> EXERCISE BRIEF
Take every line from the material that has the word "screenshot" in it.

····················

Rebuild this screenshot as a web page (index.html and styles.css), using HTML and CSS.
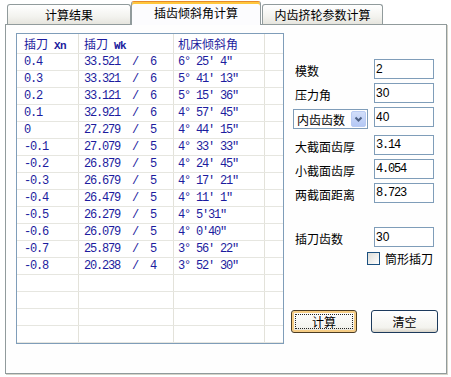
FILE: index.html
```html
<!DOCTYPE html>
<html lang="zh-CN">
<head>
    <meta charset="UTF-8">
    <title>插齿倾斜角计算</title>
    <link rel="stylesheet" href="styles.css">
</head>
<body>
    <div class="window">
        <!-- 选项卡 -->
        <div class="tabs">
            <div class="tab tab-1">计算结果</div>
            <div class="tab tab-2 active">插齿倾斜角计算</div>
            <div class="tab tab-3">内齿挤轮参数计算</div>
        </div>

        <div class="panel">
            <!-- 结果列表 -->
            <div class="list">
                <div class="row head">
                    <div class="cell c1">插刀<span class="num latin"> Xn</span></div>
                    <div class="cell c2">插刀<span class="num latin"> Wk</span></div>
                    <div class="cell c3">机床倾斜角</div>
                    <div class="cell c4"></div>
                </div>
                <div class="row"><div class="cell c1 num">0.4</div><div class="cell c2 num">33.521  /  6</div><div class="cell c3 num">6° 25′ 4″</div><div class="cell c4"></div></div>
                <div class="row"><div class="cell c1 num">0.3</div><div class="cell c2 num">33.321  /  6</div><div class="cell c3 num">5° 41′ 13″</div><div class="cell c4"></div></div>
                <div class="row"><div class="cell c1 num">0.2</div><div class="cell c2 num">33.121  /  6</div><div class="cell c3 num">5° 15′ 36″</div><div class="cell c4"></div></div>
                <div class="row"><div class="cell c1 num">0.1</div><div class="cell c2 num">32.921  /  6</div><div class="cell c3 num">4° 57′ 45″</div><div class="cell c4"></div></div>
                <div class="row"><div class="cell c1 num">0</div><div class="cell c2 num">27.279  /  5</div><div class="cell c3 num">4° 44′ 15″</div><div class="cell c4"></div></div>
                <div class="row"><div class="cell c1 num">-0.1</div><div class="cell c2 num">27.079  /  5</div><div class="cell c3 num">4° 33′ 33″</div><div class="cell c4"></div></div>
                <div class="row"><div class="cell c1 num">-0.2</div><div class="cell c2 num">26.879  /  5</div><div class="cell c3 num">4° 24′ 45″</div><div class="cell c4"></div></div>
                <div class="row"><div class="cell c1 num">-0.3</div><div class="cell c2 num">26.679  /  5</div><div class="cell c3 num">4° 17′ 21″</div><div class="cell c4"></div></div>
                <div class="row"><div class="cell c1 num">-0.4</div><div class="cell c2 num">26.479  /  5</div><div class="cell c3 num">4° 11′ 1″</div><div class="cell c4"></div></div>
                <div class="row"><div class="cell c1 num">-0.5</div><div class="cell c2 num">26.279  /  5</div><div class="cell c3 num">4° 5′31″</div><div class="cell c4"></div></div>
                <div class="row"><div class="cell c1 num">-0.6</div><div class="cell c2 num">26.079  /  5</div><div class="cell c3 num">4° 0′40″</div><div class="cell c4"></div></div>
                <div class="row"><div class="cell c1 num">-0.7</div><div class="cell c2 num">25.879  /  5</div><div class="cell c3 num">3° 56′ 22″</div><div class="cell c4"></div></div>
                <div class="row"><div class="cell c1 num">-0.8</div><div class="cell c2 num">20.238  /  4</div><div class="cell c3 num">3° 52′ 30″</div><div class="cell c4"></div></div>
                <div class="row"><div class="cell c1"></div><div class="cell c2"></div><div class="cell c3"></div><div class="cell c4"></div></div>
                <div class="row"><div class="cell c1"></div><div class="cell c2"></div><div class="cell c3"></div><div class="cell c4"></div></div>
                <div class="row"><div class="cell c1"></div><div class="cell c2"></div><div class="cell c3"></div><div class="cell c4"></div></div>
                <div class="row"><div class="cell c1"></div><div class="cell c2"></div><div class="cell c3"></div><div class="cell c4"></div></div>
            </div>

            <!-- 参数输入 -->
            <div class="form">
                <div class="field">
                    <label>模数</label>
                    <input type="text" class="sans" value="2">
                </div>
                <div class="field">
                    <label>压力角</label>
                    <input type="text" class="sans" value="30">
                </div>
                <div class="field combo-row">
                    <div class="combo">
                        <span>内齿齿数</span>
                        <span class="combo-btn">
                            <svg width="13" height="14" viewBox="0 0 13 14"><path d="M3.5 5.5 L6.5 8.5 L9.5 5.5" fill="none" stroke="#4d6185" stroke-width="2"/></svg>
                        </span>
                    </div>
                    <input type="text" class="sans" value="40">
                </div>
                <div class="field group">
                    <label>大截面齿厚</label>
                    <input type="text" class="num" value="3.14">
                </div>
                <div class="field">
                    <label>小截面齿厚</label>
                    <input type="text" class="num" value="4.054">
                </div>
                <div class="field">
                    <label>两截面距离</label>
                    <input type="text" class="num" value="8.723">
                </div>
                <div class="field cutter">
                    <label>插刀齿数</label>
                    <input type="text" class="sans" value="30">
                </div>
                <div class="check-row">
                    <span class="checkbox"></span>
                    <span>筒形插刀</span>
                </div>
                <div class="buttons">
                    <button class="btn default"><span class="focus">计算</span></button>
                    <button class="btn clear">清空</button>
                </div>
            </div>
        </div>
    </div>
</body>
</html>
```
FILE: styles.css
```css
body {
    margin: 0;
    background: #fff;
    font-family: "Noto Sans CJK SC", sans-serif;
    font-size: 12px;
    color: #000;
}

.window {
    width: 451px;
    height: 377px;
    overflow: hidden;
}

/* 选项卡 */
.tabs {
    display: flex;
    align-items: flex-end;
    height: 24px;
    padding-left: 7px;
    position: relative;
    z-index: 1;
}

.tab {
    box-sizing: border-box;
    height: 20px;
    border: 1px solid #919b9c;
    border-bottom: none;
    border-radius: 3px 3px 0 0;
    background: linear-gradient(#fff, #f3f3ef 60%, #e6e5de);
    text-align: center;
    line-height: 19px;
}

.tab-1 {
    width: 124px;
}

.tab-3 {
    width: 121px;
    margin-left: 1px;
}

.tab.active {
    width: 130px;
    height: 24px;
    margin-bottom: -1px;
    background: #fcfcfe;
    border-top: 1px solid #e68b2c;
    box-shadow: inset 0 2px 0 #ffc73c;
    line-height: 22px;
}

/* 面板 */
.panel {
    box-sizing: border-box;
    width: 442px;
    height: 350px;
    margin-left: 5px;
    padding: 8px 0 0 10px;
    border: 1px solid #919b9c;
    box-shadow: 1px 1px 0 #d5d3c8;
    background: #fefefe;
    display: flex;
}

/* 列表 */
.list {
    box-sizing: border-box;
    width: 268px;
    height: 311px;
    border: 1px solid #7f9db9;
    background: #fff;
    overflow: hidden;
    flex-shrink: 0;
}

.row {
    box-sizing: border-box;
    display: grid;
    grid-template-columns: 62px 95px 91px 18px;
    height: 17px;
    border-bottom: 1px solid #e6e6e0;
}

.row.head {
    height: 20px;
}

.cell {
    border-right: 1px solid #e3e2da;
    white-space: pre;
    overflow: hidden;
    line-height: 16px;
    color: #1c1c9e;
}

.head .cell {
    line-height: 19px;
}

.c1 {
    padding-left: 7px;
}

.c2 {
    padding-left: 5px;
}

.c3 {
    padding-left: 4px;
}

.c4 {
    border-right: none;
}

.num {
    font-family: "Liberation Mono", monospace;
    font-size: 12px;
    letter-spacing: -1.2px;
}

.latin {
    font-weight: bold;
    font-size: 11px;
    letter-spacing: -0.6px;
}

/* 参数输入 */
.form {
    margin-left: 9px;
    padding-top: 26px;
    width: 146px;
}

.field {
    display: flex;
    align-items: center;
    height: 20px;
    margin-bottom: 4px;
}

.field label {
    box-sizing: border-box;
    width: 81px;
    padding-left: 2px;
    padding-top: 2px;
}

.field input {
    box-sizing: border-box;
    width: 60px;
    height: 20px;
    margin: 0;
    padding: 0 1px;
    border: 1px solid #7f9db9;
    background: #fff;
    color: #000;
    outline: none;
}

.field input.sans {
    font-family: "Liberation Sans", sans-serif;
    font-size: 12px;
}

.group {
    margin-top: 8px;
}

.cutter {
    margin-top: 24px;
}

.combo-row {
    align-items: flex-start;
}

.combo {
    box-sizing: border-box;
    width: 75px;
    height: 20px;
    margin-top: 2px;
    margin-right: 6px;
    padding: 1px 1px 1px 3px;
    border: 1px solid #7f9db9;
    background: #fff;
    display: flex;
    align-items: center;
    justify-content: space-between;
}

.combo-btn {
    box-sizing: border-box;
    width: 15px;
    height: 16px;
    border: 1px solid #b9cbf3;
    border-radius: 2px;
    background: linear-gradient(#d2def9, #b4c8f5);
    display: flex;
    align-items: center;
    justify-content: center;
}

.check-row {
    display: flex;
    align-items: center;
    justify-content: flex-end;
    height: 14px;
    margin-top: 2px;
    padding-right: 6px;
}

.checkbox {
    box-sizing: border-box;
    width: 13px;
    height: 13px;
    margin-right: 5px;
    border: 1px solid #1c5180;
    background: linear-gradient(135deg, #dcdcd7, #fff);
}

.buttons {
    display: flex;
    gap: 14px;
    margin-top: 45px;
    margin-left: -2px;
}

.btn {
    box-sizing: border-box;
    width: 66px;
    height: 23px;
    padding: 0;
    border: 1px solid #003c74;
    border-radius: 3px;
    background: linear-gradient(#fff, #f3f3ee 80%, #d8d3c8);
    font-family: "Noto Sans CJK SC", sans-serif;
    font-size: 12px;
    color: #000;
    display: flex;
    align-items: center;
    justify-content: center;
}

.btn.default {
    border-color: #4b3c24;
    box-shadow: inset 0 0 0 2px #f6cd85;
}

.btn.clear {
    width: 67px;
    border-color: #1c3a5c;
}

.focus {
    flex: 1;
    align-self: stretch;
    margin: 3px;
    border: 1px dotted #222;
    display: flex;
    align-items: center;
    justify-content: center;
}
```
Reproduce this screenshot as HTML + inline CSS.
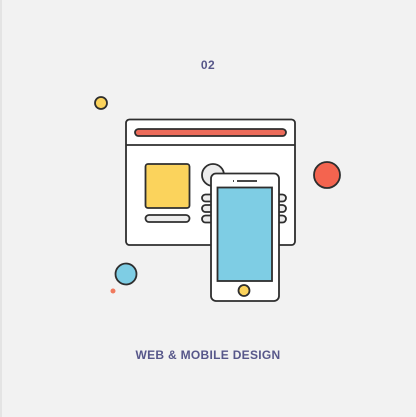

····················

> EXERCISE OUTPUT
Rebuild this screenshot as a web page (index.html and styles.css), using HTML and CSS.
Reproduce this screenshot as HTML + inline CSS.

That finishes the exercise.